→ Source excerpt:
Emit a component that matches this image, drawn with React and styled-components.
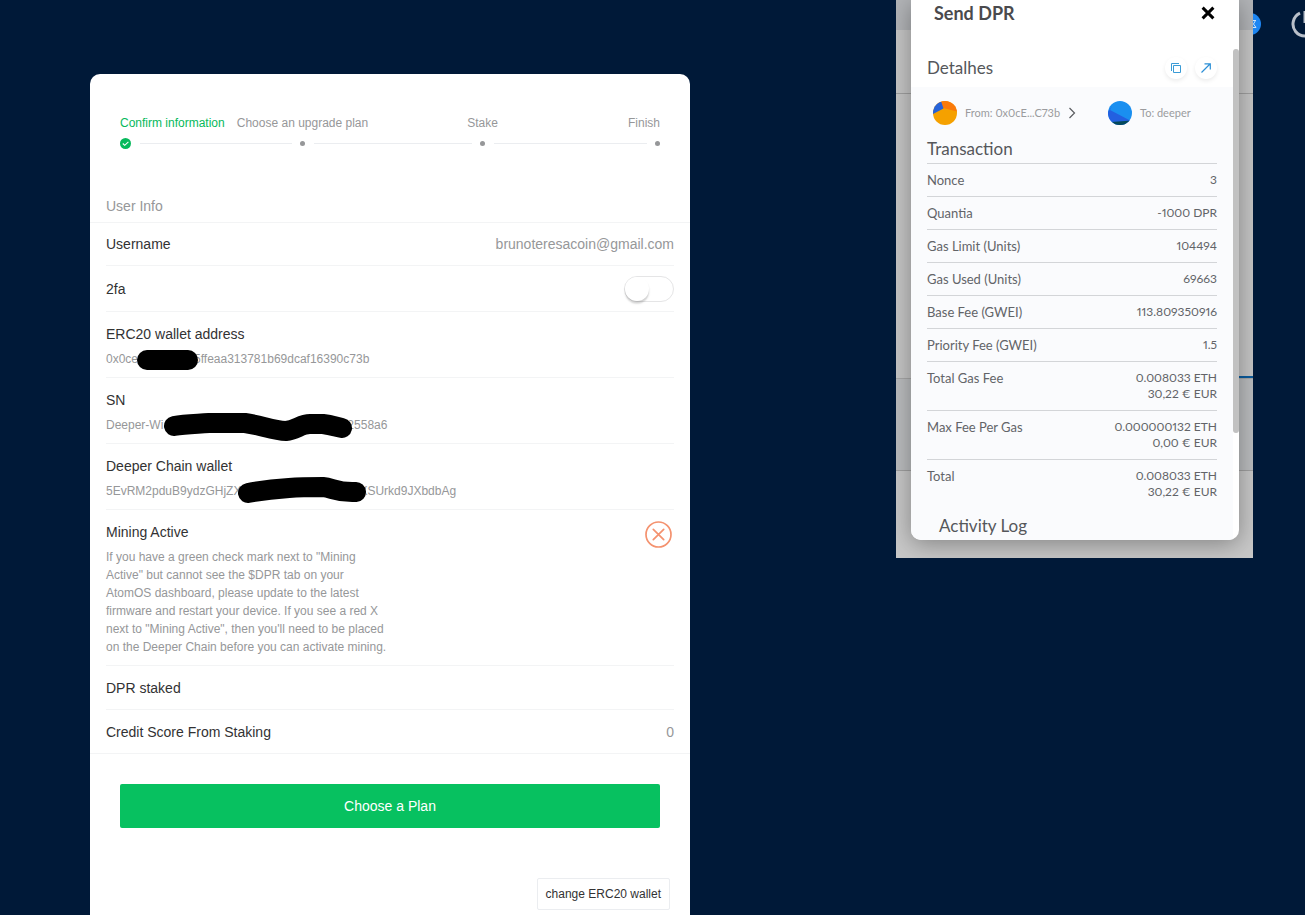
import React from "react";
import styled, { createGlobalStyle } from "styled-components";

const GlobalStyle = createGlobalStyle`
  *, *::before, *::after { box-sizing: border-box; }
  body {
    margin: 0;
    background: #001938;
    color: #323233;
    font-family: "Liberation Sans", Arial, sans-serif;
    font-size: 14px;
    line-height: 24px;
  }
  h2, h3, p, ol { margin: 0; padding: 0; font-weight: 400; }
  button { font-family: inherit; cursor: pointer; }
`;

const Page = styled.div`
  display: flex;
  min-height: 100vh;
  padding-left: 90px;
  overflow: hidden;
`;

const Card = styled.main`
  flex: 0 1 600px;
  margin-top: 74px;
  padding-bottom: 5px;
  background: #fff;
  border-radius: 10px 10px 0 0;
`;

const Steps = styled.ol`
  display: flex;
  padding: 40px 30px 32px;
  list-style: none;
  font-size: 12px;
  line-height: 18px;
`;

const Step = styled.li`
  flex: 1 1 0;
  color: ${(p) => (p.$done ? "#07b95c" : "#969799")};
  &:last-child {
    flex: 0 0 5px;
    margin-left: -5px;
  }
`;

const StepLabel = styled.div`
  display: flex;
  width: 5px;
  justify-content: ${(p) => p.$place};
  white-space: nowrap;
`;

const StepTrack = styled.div`
  display: flex;
  align-items: center;
  height: 13px;
  margin-top: 5px;
`;

const Dot = styled.span`
  flex: none;
  width: 5px;
  height: 5px;
  border-radius: 50%;
  background: #969799;
`;

const Line = styled.span`
  flex: 1;
  height: 1px;
  margin: 0 8px 0 9px;
  background: #ebedf0;
  ${Step}:nth-last-child(2) & { margin-right: 13px; }
`;

const GroupTitle = styled.h2`
  padding: 16px 16px 8px;
  color: #969799;
  font-size: 14px;
  line-height: 16px;
`;

const Group = styled.div`
  padding: 0 16px;
  box-shadow: inset 0 1px #f3f4f5, inset 0 -1px #f3f4f5;
`;

const Cell = styled.div`
  display: flex;
  justify-content: space-between;
  align-items: ${(p) => (p.$middle ? "center" : "flex-start")};
  padding: 10px 0;
  box-shadow: inset 0 -1px #f3f4f5;
`;

const CellValue = styled.span`
  color: #969799;
`;

const CellNote = styled.p`
  max-width: 284px;
  margin-top: 4px;
  color: #969799;
  font-size: 12px;
  line-height: 18px;
  white-space: ${(p) => (p.$wrap ? "normal" : "nowrap")};
`;

const Switch = styled.input`
  appearance: none;
  flex: none;
  width: 50px;
  height: 26px;
  margin: 0;
  border: 1px solid #e5e5e6;
  border-radius: 13px;
  background: #fff;
  cursor: pointer;
  &::before {
    content: "";
    display: block;
    width: 24px;
    height: 24px;
    border-radius: 50%;
    background: #fff;
    box-shadow: 0 3px 1px rgba(0, 0, 0, 0.05), 0 2px 2px rgba(0, 0, 0, 0.1), 0 3px 3px rgba(0, 0, 0, 0.05);
  }
  &:checked { background: #07c160; }
  &:checked::before { margin-left: 24px; }
`;

const Redacted = styled.span`
  display: inline-block;
  position: relative;
  width: ${(p) => p.$width}px;
  height: 12px;
  svg {
    position: absolute;
    left: 0;
    top: 0;
    overflow: visible;
    fill: none;
    stroke: #000;
    stroke-width: 20;
    stroke-linecap: round;
    stroke-linejoin: round;
  }
`;

const CloseMark = styled.svg`
  flex: none;
  margin: 1px 2px;
`;

const PrimaryButton = styled.button`
  display: block;
  width: calc(100% - 60px);
  height: 44px;
  margin: 30px 30px 50px;
  border: 0;
  border-radius: 2px;
  background: #07c160;
  color: #fff;
  font-size: 14px;
`;

const SmallButton = styled.button`
  display: block;
  height: 32px;
  margin: 0 20px 0 auto;
  padding: 0 8px;
  border: 1px solid #ebedf0;
  border-radius: 2px;
  background: #fff;
  color: #323233;
  font-size: 12px;
`;

const Wallet = styled.aside`
  position: relative;
  z-index: 1;
  flex: none;
  align-self: flex-start;
  display: grid;
  width: 357px;
  margin-left: auto;
  overflow: hidden;
  font-family: Lato, sans-serif;
  font-variant-numeric: proportional-nums;
  color: #626468;
`;

const Backdrop = styled.div`
  grid-area: 1 / 1;
  display: grid;
  grid-template-rows: 30px 64px 285px 92px 1fr;
`;

const Band = styled.div`
  background: ${(p) => p.$fill};
  border-bottom: ${(p) => (p.$rule ? `1px solid ${p.$rule}` : "0")};
`;

const ActiveTab = styled(Band)`
  display: flex;
  justify-content: flex-end;
  align-items: flex-end;
  &::after {
    content: "";
    width: 130px;
    height: 2px;
    background: #0b5c9e;
  }
`;

const Dialog = styled.section`
  grid-area: 1 / 1;
  z-index: 1;
  height: 540px;
  margin: 0 14px 18px 15px;
  overflow: hidden;
  border-radius: 0 0 10px 10px;
  background: #fff;
  box-shadow: 0 4px 24px rgba(0, 0, 0, 0.35);
`;

const DialogHeader = styled.header`
  display: flex;
  justify-content: space-between;
  align-items: center;
  height: 26px;
  margin-bottom: 23px;
  padding: 0 23px;
`;

const DialogTitle = styled.h2`
  color: #4a4a4d;
  font-size: 18px;
  font-weight: 700;
`;

const IconButton = styled.button`
  display: grid;
  place-items: center;
  width: ${(p) => (p.$round ? 22 : 16)}px;
  height: ${(p) => (p.$round ? 22 : 16)}px;
  padding: 0;
  border: 0;
  border-radius: 50%;
  background: #fff;
  box-shadow: ${(p) => (p.$round ? "0 2px 4px rgba(0, 0, 0, 0.08)" : "none")};
`;

const DialogBody = styled.div`
  display: flex;
  align-items: flex-start;
`;

const Scroller = styled.div`
  flex: 1;
`;

const Thumb = styled.div`
  flex: none;
  width: 6px;
  height: 384px;
  border-radius: 3px;
  background: #c1c1c1;
`;

const DetailsBar = styled.div`
  display: flex;
  align-items: center;
  justify-content: space-between;
  height: 38px;
  padding: 0 16px;
`;

const Actions = styled.div`
  display: flex;
  gap: 8px;
`;

const Heading = styled.h3`
  color: #55575b;
  font-size: 17px;
  line-height: 24px;
`;

const Details = styled.div`
  padding: 0 16px;
  background: #fafbfd;
`;

const Parties = styled.div`
  display: flex;
  align-items: center;
  height: 52px;
  color: #9b9b9e;
  padding-left: 6px;
  font-size: 11px;
`;

const Party = styled.span`
  display: flex;
  align-items: center;
  gap: 8px;
  width: ${(p) => (p.$from ? "130px" : "auto")};
  white-space: nowrap;
`;

const Chevron = styled.svg`
  flex: none;
  margin: 0 32px 0 5px;
`;

const FeeTable = styled.table`
  width: 100%;
  border-spacing: 0;
  font-size: 13px;
  line-height: 16px;
  caption {
    height: 24px;
    color: #55575b;
    font-size: 17px;
    line-height: 20px;
    text-align: left;
  }
  th, td {
    padding: 8px 0;
    border-top: 1px solid #d3d5d8;
    font-weight: 400;
    text-align: left;
    vertical-align: top;
  }
  td {
    font-size: 12px;
    text-align: right;
  }
`;

const Log = styled.div`
  padding: 6px 12px 8px;
`;

const Rail = styled.nav`
  display: flex;
  align-items: center;
  flex: 0 0 52px;
  min-width: 0;
  width: 52px;
  height: 48px;
  gap: 30px;
  svg { flex: none; }
  svg:first-child { margin-left: -14px; }
`;

const steps = [
  { label: "Confirm information", place: "flex-start", done: true },
  { label: "Choose an upgrade plan", place: "center" },
  { label: "Stake", place: "center" },
  { label: "Finish", place: "flex-end" },
];

const fees = [
  ["Nonce", "3"],
  ["Quantia", "-1000 DPR"],
  ["Gas Limit (Units)", "104494"],
  ["Gas Used (Units)", "69663"],
  ["Base Fee (GWEI)", "113.809350916"],
  ["Priority Fee (GWEI)", "1.5"],
  ["Total Gas Fee", "0.008033 ETH", "30,22 € EUR"],
  ["Max Fee Per Gas", "0.000000132 ETH", "0,00 € EUR"],
  ["Total", "0.008033 ETH", "30,22 € EUR"],
];

function Marker({ width, d }) {
  return (
    <Redacted $width={width}>
      <svg width={width} height="12" aria-hidden="true"><path d={d} /></svg>
    </Redacted>
  );
}

function Progress() {
  return (
    <Steps>
      {steps.map((s, i) => (
        <Step key={s.label} $done={s.done}>
          <StepLabel $place={s.place}>{s.label}</StepLabel>
          <StepTrack>
            {s.done ? (
              <svg width="11" height="11" viewBox="0 0 11 11" aria-hidden="true">
                <circle cx="5.5" cy="5.5" r="5.5" fill="#07b95c" />
                <path d="M2.8 5.5 4.7 7.3 8.4 3.9" fill="none" stroke="#fff" strokeWidth="1.1" />
              </svg>
            ) : (
              <Dot />
            )}
            {i < steps.length - 1 && <Line />}
          </StepTrack>
        </Step>
      ))}
    </Steps>
  );
}

function AccountCard() {
  return (
    <Card>
      <Progress />
      <GroupTitle>User Info</GroupTitle>
      <Group>
        <Cell>
          <span>Username</span>
          <CellValue>brunoteresacoin@gmail.com</CellValue>
        </Cell>
        <Cell $middle>
          <label htmlFor="twofa">2fa</label>
          <Switch id="twofa" type="checkbox" role="switch" />
        </Cell>
        <Cell>
          <div>
            ERC20 wallet address
            <CellNote>
              0x0ce<Marker width={56} d="M9 9H50" />5ffeaa313781b69dcaf16390c73b
            </CellNote>
          </div>
        </Cell>
        <Cell>
          <div>
            SN
            <CellNote>
              Deeper-Wi<Marker width={184} d="M11 9C22 7 32 7 46 6H82C98 8 110 14 123 14C133 13 138 7 147 7H160C168 8 174 10 179 11" />2558a6
            </CellNote>
          </div>
        </Cell>
        <Cell>
          <div>
            Deeper Chain wallet
            <CellNote>
              5EvRM2pduB9ydzGHjZX<Marker width={118} d="M7 10C18 8 34 6 48 5C60 4 72 4 82 4C92 5 96 10 115 9" />XSUrkd9JXbdbAg
            </CellNote>
          </div>
        </Cell>
        <Cell>
          <div>
            Mining Active
            <CellNote $wrap>
              If you have a green check mark next to "Mining Active" but cannot see the $DPR tab on your
              AtomOS dashboard, please update to the latest firmware and restart your device. If you see a
              red X next to "Mining Active", then you'll need to be placed on the Deeper Chain before you
              can activate mining.
            </CellNote>
          </div>
          <CloseMark width="27" height="27" viewBox="0 0 27 27" fill="none" stroke="#f4926f" role="img" aria-label="Inactive">
            <circle cx="13.5" cy="13.5" r="12.5" strokeWidth="1.7" />
            <path d="M8.3 8.3 18.7 18.7M18.7 8.3 8.3 18.7" strokeWidth="1.7" strokeLinecap="round" />
          </CloseMark>
        </Cell>
        <Cell><span>DPR staked</span></Cell>
        <Cell>
          <span>Credit Score From Staking</span>
          <CellValue>0</CellValue>
        </Cell>
      </Group>
      <PrimaryButton>Choose a Plan</PrimaryButton>
      <SmallButton>change ERC20 wallet</SmallButton>
    </Card>
  );
}

function WalletWindow() {
  return (
    <Wallet>
      <Backdrop>
        <Band $fill="#b2b4b7" />
        <Band $fill="#c6c6c6" $rule="#a0a0a0" />
        <ActiveTab $fill="#c6c6c6" $rule="#a8a8a8" />
        <Band $fill="#bbbdbf" $rule="#a0a0a0" />
        <Band $fill="#c8c8c8" />
      </Backdrop>
      <Dialog>
        <DialogHeader>
          <DialogTitle>Send DPR</DialogTitle>
          <IconButton aria-label="Close">
            <svg width="14" height="14" viewBox="0 0 14 14" stroke="#000" strokeWidth="3">
              <path d="M1.6 1.6 12.4 12.4M12.4 1.6 1.6 12.4" />
            </svg>
          </IconButton>
        </DialogHeader>
        <DialogBody>
          <Scroller>
            <DetailsBar>
              <Heading>Detalhes</Heading>
              <Actions>
                <IconButton $round aria-label="Copy">
                  <svg width="12" height="12" viewBox="0 0 12 12" fill="none" stroke="#3a9bd6">
                    <path d="M3.5 3.5H10.5V10.5H3.5ZM1.5 9V1.5H9" />
                  </svg>
                </IconButton>
                <IconButton $round aria-label="Open in explorer">
                  <svg width="12" height="12" viewBox="0 0 12 12" fill="none" stroke="#2b8fd6" strokeWidth="1.2">
                    <path d="M1.5 10.5 10 2M4.5 1.8H10.3V7.5" />
                  </svg>
                </IconButton>
              </Actions>
            </DetailsBar>
            <Details>
              <Parties>
                <Party $from>
                  <svg width="24" height="24" viewBox="0 0 24 24" aria-hidden="true">
                    <clipPath id="from"><circle cx="12" cy="12" r="12" /></clipPath>
                    <g clipPath="url(#from)">
                      <rect width="24" height="24" fill="#f5a100" />
                      <path d="M0 0H24V10.5L10 7Z" fill="#fa7a0a" />
                      <path d="M0 0H8L10.5 7.5 0 13Z" fill="#2663d9" />
                    </g>
                  </svg>
                  From: 0x0cE...C73b
                </Party>
                <Chevron width="8" height="12" viewBox="0 0 8 12" fill="none" stroke="#5a5c60" strokeWidth="1.2">
                  <path d="M1.5 1 6.5 6 1.5 11" />
                </Chevron>
                <Party>
                  <svg width="24" height="24" viewBox="0 0 24 24" aria-hidden="true">
                    <clipPath id="to"><circle cx="12" cy="12" r="12" /></clipPath>
                    <g clipPath="url(#to)">
                      <rect width="24" height="24" fill="#1a8ff0" />
                      <path d="M4 5 0 11V24H24V20.5L2 9Z" fill="#2360e0" />
                      <path d="M3 21 24 19.5V24H3Z" fill="#05495a" />
                    </g>
                  </svg>
                  To: deeper
                </Party>
              </Parties>
              <FeeTable>
                <caption>Transaction</caption>
                <tbody>
                  {fees.map(([name, amount, fiat]) => (
                    <tr key={name}>
                      <th scope="row">{name}</th>
                      <td>{amount}{fiat && <><br />{fiat}</>}</td>
                    </tr>
                  ))}
                </tbody>
              </FeeTable>
              <Log><Heading>Activity Log</Heading></Log>
            </Details>
          </Scroller>
          <Thumb />
        </DialogBody>
      </Dialog>
    </Wallet>
  );
}

export default function App() {
  return (
    <>
      <GlobalStyle />
      <Page>
        <AccountCard />
        <WalletWindow />
        <Rail aria-label="Account">
          <svg width="22" height="22" viewBox="0 0 22 22" aria-hidden="true">
            <circle cx="11" cy="11" r="11" fill="#1e86f2" />
            <path d="M10 7.5H17M16.5 7.5 14.5 11 17 14.5H12" fill="none" stroke="#cfe4fb" />
          </svg>
          <svg width="28" height="28" viewBox="0 0 28 28" fill="none" stroke="#b9c0ca" strokeWidth="3" aria-hidden="true">
            <path d="M9 3.2A12 12 0 1 0 19 3.2M14 1V13" />
          </svg>
        </Rail>
      </Page>
    </>
  );
}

→ What this task involves: Select and copy every line of the material that holds the string "components".

→ Output of the exercise:
Emit a component that matches this image, drawn with React and styled-components.
import styled, { createGlobalStyle } from "styled-components";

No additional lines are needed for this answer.